7 Secrets for a Highly Successful Crowdfunding Campaign
Crowdfunding is unlikely to replace traditional lenders or venture capitalists anytime soon, but it is already having an incredible leveling effect on who can successfully fund a project and begin a career as an entrepreneur.
Crowdfunding is rapidly becoming an important way for startups to raise capital, either for initial startup costs or for expansion. Crowdfunding offers a number of exciting benefits, particularly for those who traditionally struggle to find success in venture capitalist and lending crowds. But while crowdfunding can seem simple, there’s a lot that has to go on behind the scenes to make a project successful.
1. Start Early
It may seem like your project starts when you hit launch, but this is a recipe for failure. Long before you start your actual crowdfunding campaign, you should be creating a social media following, connecting with interested leads, finding out what interests people about your product, and tracking your data to know how to target paid placements.
When you start your campaign, you want to see a surge of donations; this will help your campaign gather important attention.
2. Develop a Story
People respond to stories. They want to see a clear beginning, middle, and end to any kind of media they consume, and this includes your crowdfunding campaign. This is why your teachers taught you to use introductions and conclusions.
Your crowdfunding story should focus on the product, what it does, and how it’s going to change lives for the better. It should acknowledge your target audience while pushing the product towards the universal appeal.
3. Make a Video
Year after year, the amount of video consumed online increases. High-quality data networks are available in more and more places, and the percentage of the population that uses smartphones is also on the rise.
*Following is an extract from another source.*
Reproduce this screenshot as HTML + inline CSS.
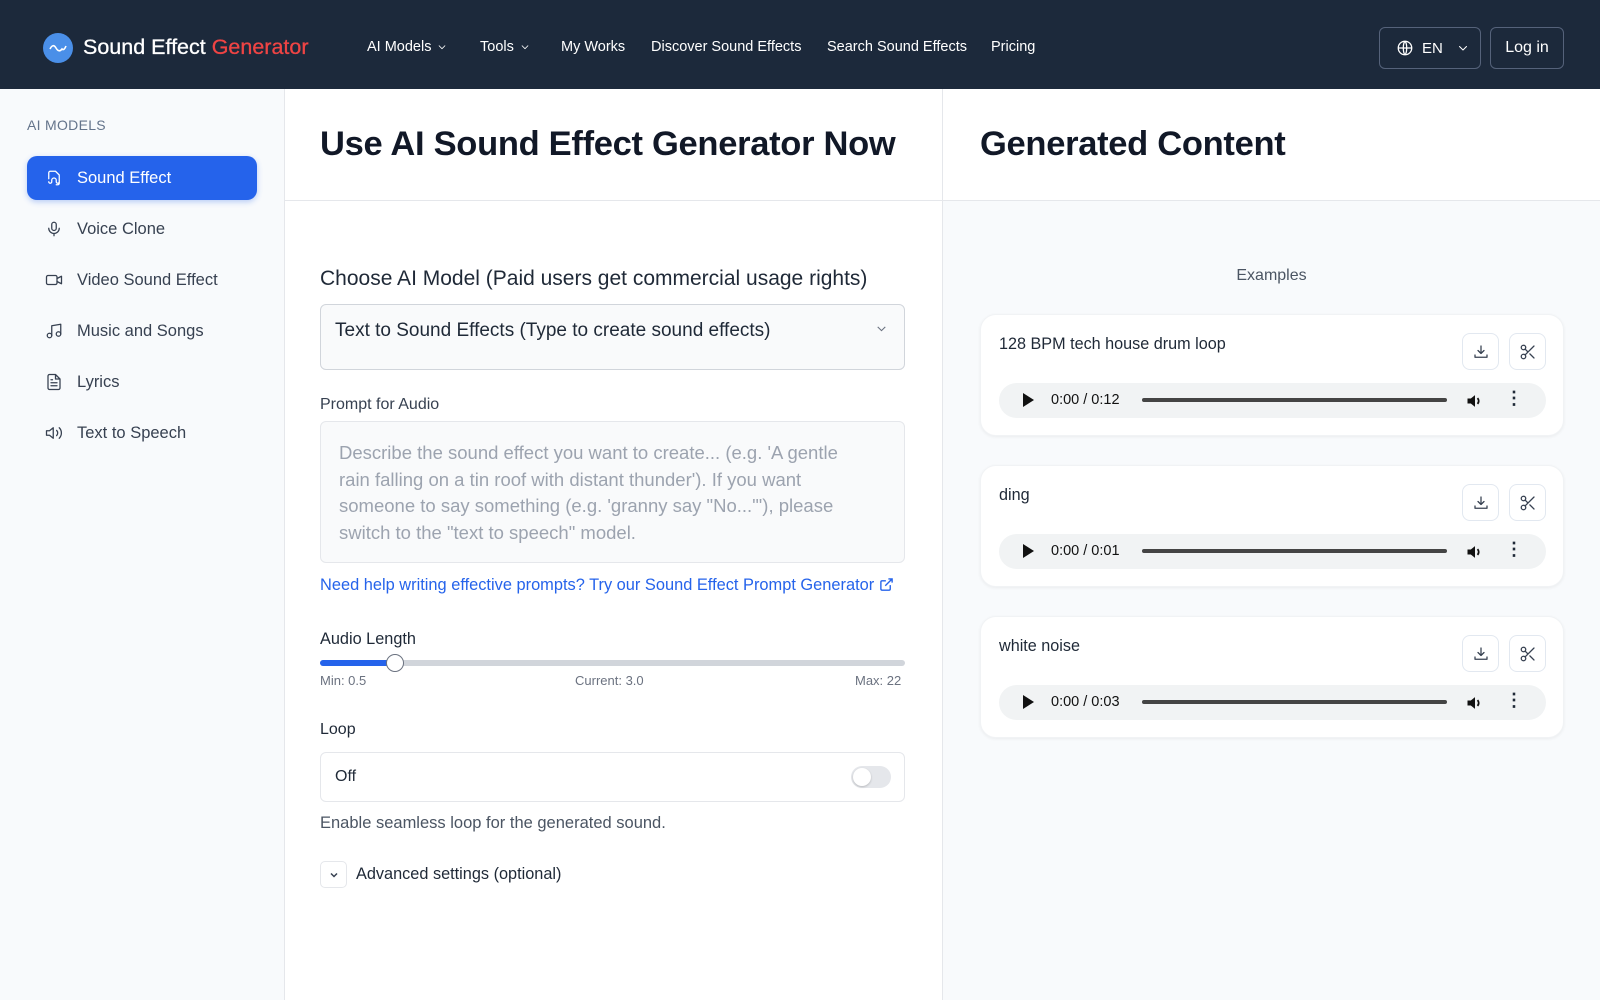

While professionally produced videos are superior in many ways, there’s no reason you can’t make a reasonably competent video with a smartphone and a basic tripod. Show your product in use, interview excited customers, and show your production team.
4. Don’t Focus On Figures
Benefits of crowdfunding are not strictly financial and one common mistake many new project designers make is to focus on the figures. They want to show that they’re good with money, that the customer or investor is going to be making the right choice with their cash. They show every step of their budget process, in great detail.
This is way too much for the type of investor that generally works with a crowdfunding website. Remember that you’re working with potential customers; they don’t want to see how the sausage gets made, they just want to know they can buy it.
5. Keep Communicating
Both before your project starts and once it’s up and running, it’s crucial to continue to communicate with journalists and your backers. Set a frequency of communication, whether it be weekly, every two weeks, or every month, and stick to the schedule.
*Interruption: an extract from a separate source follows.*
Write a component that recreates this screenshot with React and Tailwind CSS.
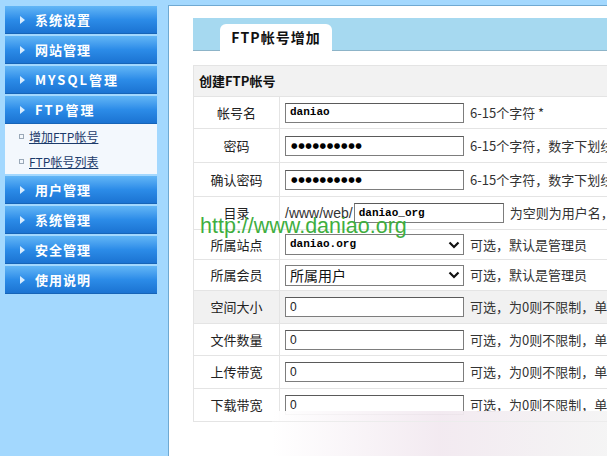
import React from "react";

const cn = '"Noto Sans CJK SC", "Liberation Sans", sans-serif';

function Arrow() {
  return (
    <svg width="5" height="8" viewBox="0 0 5 8" className="shrink-0">
      <path d="M0 0 L5 4 L0 8 Z" fill="#d6ecff" />
    </svg>
  );
}

function MenuBtn({ label, wide }) {
  return (
    <div className="h-[28px] flex items-center pl-[15px] gap-[10px] bg-gradient-to-b from-[#62b6f6] via-[#2c8ce8] to-[#1b73d2] border-b border-[#1664b8]">
      <Arrow />
      <span
        className={`text-white font-bold text-[13px] ${wide ? "tracking-[2px]" : "tracking-[1px]"}`}
        style={{ fontFamily: cn }}
      >
        {label}
      </span>
    </div>
  );
}

function SubItem({ label }) {
  return (
    <div className="h-[25px] flex items-center pl-[14px] gap-[5px]">
      <span className="w-[5px] h-[5px] border border-[#9aa9b8] shrink-0" />
      <span className="text-[12px] text-[#1b3b6b] underline" style={{ fontFamily: cn }}>
        {label}
      </span>
    </div>
  );
}

function Input({ w = "w-[179px]", children }) {
  return (
    <div
      className={`${w} h-[20px] border border-[#7d7d7d] border-t-[#5a5a5a] bg-white flex items-center pl-[4px] shrink-0 overflow-hidden`}
    >
      {children}
    </div>
  );
}

function MonoText({ children }) {
  return (
    <span
      className="text-[11px] font-bold text-black"
      style={{ fontFamily: '"Liberation Mono", "DejaVu Sans Mono", monospace' }}
    >
      {children}
    </span>
  );
}

function Dots() {
  return (
    <span
      className="text-[7.5px] text-black tracking-[0.6px] pl-[1px]"
      style={{ fontFamily: '"DejaVu Sans", sans-serif' }}
    >
      ●●●●●●●●●●
    </span>
  );
}

function Zero() {
  return (
    <span className="text-[12px] text-[#222]" style={{ fontFamily: '"Liberation Sans", sans-serif' }}>
      0
    </span>
  );
}

function Select({ children }) {
  return (
    <div className="w-[179px] h-[21px] border border-[#7d7d7d] bg-white flex items-center justify-between pl-[4px] pr-[3px] shrink-0">
      {children}
      <svg width="12" height="8" viewBox="0 0 12 8">
        <path d="M1.5 1.5 L6 6 L10.5 1.5" fill="none" stroke="#111" strokeWidth="2.2" />
      </svg>
    </div>
  );
}

function Hint({ children }) {
  return (
    <span className="text-[13px] text-[#333] whitespace-nowrap" style={{ fontFamily: cn }}>
      {children}
    </span>
  );
}

function Row({ label, h, gray, children }) {
  return (
    <div
      className={`flex border-b border-[#e4e4e4] ${gray ? "bg-[#f1f1f1]" : "bg-white"}`}
      style={{ height: h }}
    >
      <div
        className="w-[86px] shrink-0 border-r border-[#e4e4e4] flex items-center justify-center text-[13px] text-[#222]"
        style={{ fontFamily: cn }}
      >
        {label}
      </div>
      <div className="flex items-center pl-[5px] gap-[6px] overflow-hidden whitespace-nowrap">{children}</div>
    </div>
  );
}

export default function App() {
  return (
    <div className="w-[607px] h-[456px] overflow-hidden bg-[#a3d8fe] flex relative">
      {/* Sidebar */}
      <div className="w-[168px] shrink-0 pt-[6px] pl-[5px] pr-[11px] flex flex-col gap-[2px]">
        <MenuBtn label="系统设置" />
        <MenuBtn label="网站管理" />
        <MenuBtn label="MYSQL管理" wide />
        <div className="flex flex-col">
          <MenuBtn label="FTP管理" wide />
          <div className="bg-[#f3f8fd]">
            <SubItem label="增加FTP帐号" />
            <SubItem label="FTP帐号列表" />
          </div>
        </div>
        <MenuBtn label="用户管理" />
        <MenuBtn label="系统管理" />
        <MenuBtn label="安全管理" />
        <MenuBtn label="使用说明" />
      </div>

      {/* Main */}
      <div className="flex-1 mt-[5px] border-t border-l border-[#6fa9d2] bg-white pl-[24px] pt-[12px] flex flex-col">
        <div className="h-[33px] bg-[#a6d9f0] border-b border-[#8db4c8] pl-[27px] pt-[6px] flex">
          <div
            className="w-[112px] h-[27px] bg-white rounded-t-[6px] flex items-center justify-center text-[14px] font-bold text-[#111] tracking-[1px]"
            style={{ fontFamily: cn }}
          >
            FTP帐号增加
          </div>
        </div>
        <div className="h-[14px]" />
        <div className="border-l border-[#e4e4e4] flex flex-col">
          <div
            className="h-[32px] bg-[#f2f2f2] border-y border-[#e4e4e4] flex items-center pl-[5px] text-[13px] font-bold text-[#111]"
            style={{ fontFamily: cn }}
          >
            创建FTP帐号
          </div>
          <Row label="帐号名" h={32}>
            <Input>
              <MonoText>daniao</MonoText>
            </Input>
            <Hint>6-15个字符 *</Hint>
          </Row>
          <Row label="密码" h={34}>
            <Input>
              <Dots />
            </Input>
            <Hint>6-15个字符，数字下划线</Hint>
          </Row>
          <Row label="确认密码" h={34}>
            <Input>
              <Dots />
            </Input>
            <Hint>6-15个字符，数字下划线</Hint>
          </Row>
          <Row label="目录" h={33}>
            <div className="flex items-center">
              <span
                className="text-[14px] text-[#333] pr-[1px]"
                style={{ fontFamily: '"Liberation Sans", sans-serif' }}
              >
                /www/web/
              </span>
              <Input w="w-[150px]">
                <MonoText>daniao_org</MonoText>
              </Input>
            </div>
            <Hint>为空则为用户名，</Hint>
          </Row>
          <Row label="所属站点" h={30}>
            <Select>
              <MonoText>daniao.org</MonoText>
            </Select>
            <Hint>可选，默认是管理员</Hint>
          </Row>
          <Row label="所属会员" h={31}>
            <Select>
              <span className="text-[14px] text-[#111]" style={{ fontFamily: cn }}>
                所属用户
              </span>
            </Select>
            <Hint>可选，默认是管理员</Hint>
          </Row>
          <Row label="空间大小" h={33} gray>
            <Input>
              <Zero />
            </Input>
            <Hint>可选，为0则不限制，单位</Hint>
          </Row>
          <Row label="文件数量" h={32}>
            <Input>
              <Zero />
            </Input>
            <Hint>可选，为0则不限制，单位</Hint>
          </Row>
          <Row label="上传带宽" h={33}>
            <Input>
              <Zero />
            </Input>
            <Hint>可选，为0则不限制，单位</Hint>
          </Row>
          <Row label="下载带宽" h={33}>
            <Input>
              <Zero />
            </Input>
            <Hint>可选，为0则不限制，单位</Hint>
          </Row>
        </div>
      </div>

      {/* faded bottom overlay */}
      <div className="absolute left-[272px] right-0 top-[411px] bottom-0 bg-gradient-to-r from-[#ffffff] via-[#f2e9f0] to-[#f4f4f4] opacity-95" />
      <div className="absolute left-[272px] right-0 top-[421px] h-px bg-[#ececec]" />

      {/* watermark */}
      <div
        className="absolute left-[200px] top-[216px] text-[21.5px] text-[#3fae3f] leading-none pointer-events-none"
        style={{ fontFamily: '"Liberation Sans", Arial, sans-serif' }}
      >
        http://www.daniao.org
      </div>
    </div>
  );
}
Backers are often new at the crowdfunding game, and may not realize that there will be a wait while your project is completed and moves forward. Regular communication limits the frustration.
6. Personalize the Project
Don’t let your team be nameless and faceless. Even if the introduction is brief, create small bios, post pictures, or include your team in the promotional video. Letting backers know that there are people behind the screen helps them engage with and respond to your project. This makes it more likely that they will help fund the project.
7. Know Your Data
As you prepare for and begin your campaign, it’s important to start tracking various data points around your project. Demographic data matters – how old are your backers, what sites were they last at before they came to yours, and so forth – so that you can work on targeting your marketing in those areas.
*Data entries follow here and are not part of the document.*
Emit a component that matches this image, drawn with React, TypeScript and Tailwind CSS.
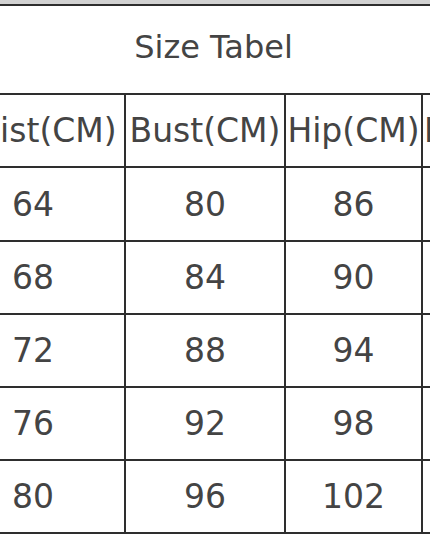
import React from "react";

const rows = [
  ["64", "80", "86"],
  ["68", "84", "90"],
  ["72", "88", "94"],
  ["76", "92", "98"],
  ["80", "96", "102"],
];

export default function App() {
  const font = { fontFamily: '"DejaVu Sans", Verdana, sans-serif' };
  return (
    <div
      className="w-[430px] h-[537px] overflow-hidden bg-white text-[#444444]"
      style={font}
    >
      <div className="h-[4px] bg-[#d2d2d2]" />
      <div className="h-[2px] bg-[#2e2e2e]" />
      <div className="h-[87px] flex items-center justify-center pr-[3px] pb-[5px] text-[32px] leading-none">
        Size Tabel
      </div>
      <div className="ml-[-58px] w-[600px] grid grid-cols-[182px_158px_135px_1fr] grid-rows-[71px_72px_71px_71px_71px_71px] gap-[2px] bg-[#2e2e2e] pt-[2px] pb-[2px] text-[33px] leading-none">
        <div className="bg-white flex items-center justify-center whitespace-nowrap">Waist(CM)</div>
        <div className="bg-white flex items-center justify-center whitespace-nowrap">Bust(CM)</div>
        <div className="bg-white flex items-center justify-center whitespace-nowrap">Hip(CM)</div>
        <div className="bg-white flex items-center pl-[1px] whitespace-nowrap">Length(CM)</div>
        {rows.map((r, i) => (
          <React.Fragment key={i}>
            <div className="bg-white flex items-center justify-center">{r[0]}</div>
            <div className="bg-white flex items-center justify-center">{r[1]}</div>
            <div className="bg-white flex items-center justify-center">{r[2]}</div>
            <div className="bg-white" />
          </React.Fragment>
        ))}
      </div>
    </div>
  );
}
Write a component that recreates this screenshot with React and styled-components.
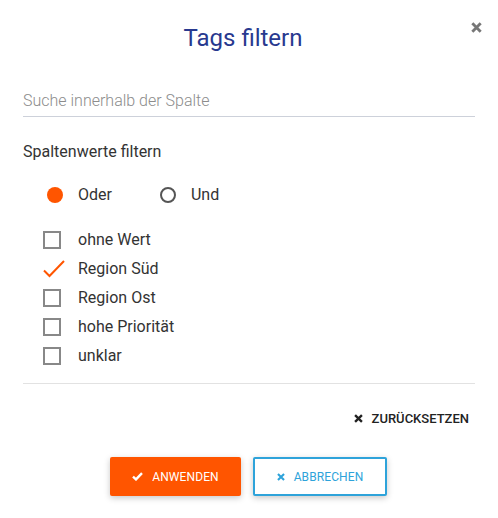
import React, { useState } from "react";
import styled, { createGlobalStyle } from "styled-components";

const Global = createGlobalStyle`
  html, body { margin: 0; padding: 0; background: #fff; }
  body { font-family: Roboto, "Noto Sans", Arial, sans-serif; color: #333; }
  * { box-sizing: border-box; }
`;

const Dialog = styled.div`
  width: 498px;
  height: 518px;
  background: #fff;
  padding-top: 22px;
  display: flex;
  flex-direction: column;
`;

const Header = styled.div`
  display: flex;
  align-items: flex-start;
  padding-left: 23px;
  padding-right: 9px;
`;

const Title = styled.h1`
  flex: 1;
  margin: 2px 0 0;
  text-align: center;
  font-size: 24px;
  line-height: 28px;
  font-weight: 400;
  color: #28398f;
`;

const CloseButton = styled.button`
  width: 26px;
  height: 11px;
  border: 0;
  background: none;
  padding: 0;
  display: flex;
  justify-content: center;
  color: #7a7a7a;
  cursor: pointer;
`;

const Body = styled.div`
  padding: 0 23px;
  display: flex;
  flex-direction: column;
`;

const SearchInput = styled.input`
  margin-top: 38px;
  width: 100%;
  height: 27px;
  border: 0;
  border-bottom: 1px solid #cdd1da;
  padding: 0 0 6px;
  font-family: inherit;
  font-size: 16px;
  line-height: 20px;
  font-weight: 300;
  color: #333;
  outline: none;
  &::placeholder { color: #8c8c8c; }
`;

const SectionLabel = styled.div`
  margin-top: 25px;
  font-size: 16px;
  line-height: 20px;
  color: #333;
`;

const RadioGroup = styled.div`
  margin-top: 23px;
  padding-left: 24px;
  display: flex;
  gap: 48px;
`;

const Option = styled.label`
  display: flex;
  align-items: center;
  height: ${p => p.$h || 20}px;
  font-size: 16px;
  line-height: 20px;
  color: #333;
  cursor: pointer;
`;

const RadioDot = styled.span`
  flex: none;
  width: 16px;
  height: 16px;
  border-radius: 50%;
  margin-right: 15px;
  background: ${p => (p.$on ? "#ff5500" : "transparent")};
  border: ${p => (p.$on ? "none" : "2px solid #555")};
`;

const CheckList = styled.div`
  margin-top: 20px;
  padding-left: 20px;
  display: flex;
  flex-direction: column;
`;

const Box = styled.span`
  flex: none;
  width: 18px;
  height: 18px;
  margin-right: 17px;
  border: 2px solid #888;
`;

const CheckMark = styled.svg`
  flex: none;
  width: 22px;
  height: 18px;
  margin-right: 13px;
`;

const Divider = styled.hr`
  margin: 13px 0 0;
  border: 0;
  border-top: 1px solid #e2e2e2;
`;

const ResetRow = styled.div`
  display: flex;
  justify-content: flex-end;
  margin-top: 24px;
`;

const ResetButton = styled.button`
  display: flex;
  align-items: center;
  gap: 9px;
  border: 0;
  background: none;
  padding: 0 6px 0 0;
  height: 20px;
  font-family: inherit;
  font-size: 13px;
  font-weight: 500;
  color: #222;
  text-transform: uppercase;
  cursor: pointer;
`;

const Actions = styled.div`
  margin-top: 29px;
  display: flex;
  justify-content: center;
  gap: 12px;
  padding-left: 1px;
  padding-right: 2px;
`;

const ActionButton = styled.button`
  height: 39px;
  width: ${p => p.$w}px;
  display: flex;
  align-items: center;
  justify-content: center;
  gap: 9px;
  font-family: inherit;
  font-size: 12px;
  font-weight: 400;
  letter-spacing: 0.1px;
  text-transform: uppercase;
  border-radius: 2px;
  cursor: pointer;
  box-shadow: 0 2px 6px rgba(0, 0, 0, 0.22);
  background: ${p => (p.$primary ? "#ff5500" : "#fff")};
  color: ${p => (p.$primary ? "#fff" : "#2ea3da")};
  border: ${p => (p.$primary ? "none" : "2px solid #2ea3da")};
`;

const XIcon = ({ size = 9, color = "currentColor", w = 2.6 }) => (
  <svg width={size} height={size} viewBox="0 0 10 10">
    <path d="M1.2 1.2 L8.8 8.8 M8.8 1.2 L1.2 8.8" stroke={color} strokeWidth={w} strokeLinecap="butt" />
  </svg>
);

const CheckIcon = () => (
  <svg width="11" height="9" viewBox="0 0 11 9">
    <path d="M1 4.6 L4 7.4 L10 1.2" stroke="#fff" strokeWidth="2.4" fill="none" />
  </svg>
);

const items = [
  { label: "ohne Wert", on: false },
  { label: "Region Süd", on: true },
  { label: "Region Ost", on: false },
  { label: "hohe Priorität", on: false },
  { label: "unklar", on: false },
];

export default function App() {
  const [mode, setMode] = useState("oder");
  return (
    <Dialog>
      <Global />
      <Header>
        <Title>Tags filtern</Title>
        <CloseButton aria-label="Schließen">
          <XIcon size={11} color="#777" w={2.6} />
        </CloseButton>
      </Header>
      <Body>
        <SearchInput placeholder="Suche innerhalb der Spalte" />
        <SectionLabel>Spaltenwerte filtern</SectionLabel>
        <RadioGroup>
          <Option onClick={() => setMode("oder")}>
            <RadioDot $on={mode === "oder"} />
            Oder
          </Option>
          <Option onClick={() => setMode("und")}>
            <RadioDot $on={mode === "und"} />
            Und
          </Option>
        </RadioGroup>
        <CheckList>
          {items.map(it => (
            <Option key={it.label} $h={29}>
              {it.on ? (
                <CheckMark viewBox="0 0 22 18">
                  <path d="M1 10.5 L6.5 16 L21 1" stroke="#ff5500" strokeWidth="2" fill="none" />
                </CheckMark>
              ) : (
                <Box />
              )}
              {it.label}
            </Option>
          ))}
        </CheckList>
        <Divider />
        <ResetRow>
          <ResetButton>
            <XIcon size={9} color="#222" w={2.6} />
            Zurücksetzen
          </ResetButton>
        </ResetRow>
        <Actions>
          <ActionButton $primary $w={131}>
            <CheckIcon />
            Anwenden
          </ActionButton>
          <ActionButton $w={134}>
            <XIcon size={8} color="#2ea3da" w={2.6} />
            Abbrechen
          </ActionButton>
        </Actions>
      </Body>
    </Dialog>
  );
}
Data about what pledges are successful in which areas can help you decide to change your product development, or find a new way to reach out to people. It can help you better target your social media sharing so that your project has its best possible chance of finding the right audience.
The primary distinctions studied so far have been men and women, with women successfully funding far more campaigns than their male counterparts. People located in countries outside the U.S. and Europe are also finding a great deal of success in the crowdfunding marketplace while they have struggled to access funding in other areas.
Most experts agree that this dramatic difference is due to systematic bias against people other than white men in VC circles, which means that a great number of very good ideas are passed over. Crowdfunding has the ability to demonstrate that women, disabled people, people of color, and those who intersect on all of these identities, have the same ability to be entrepreneurs as white men do.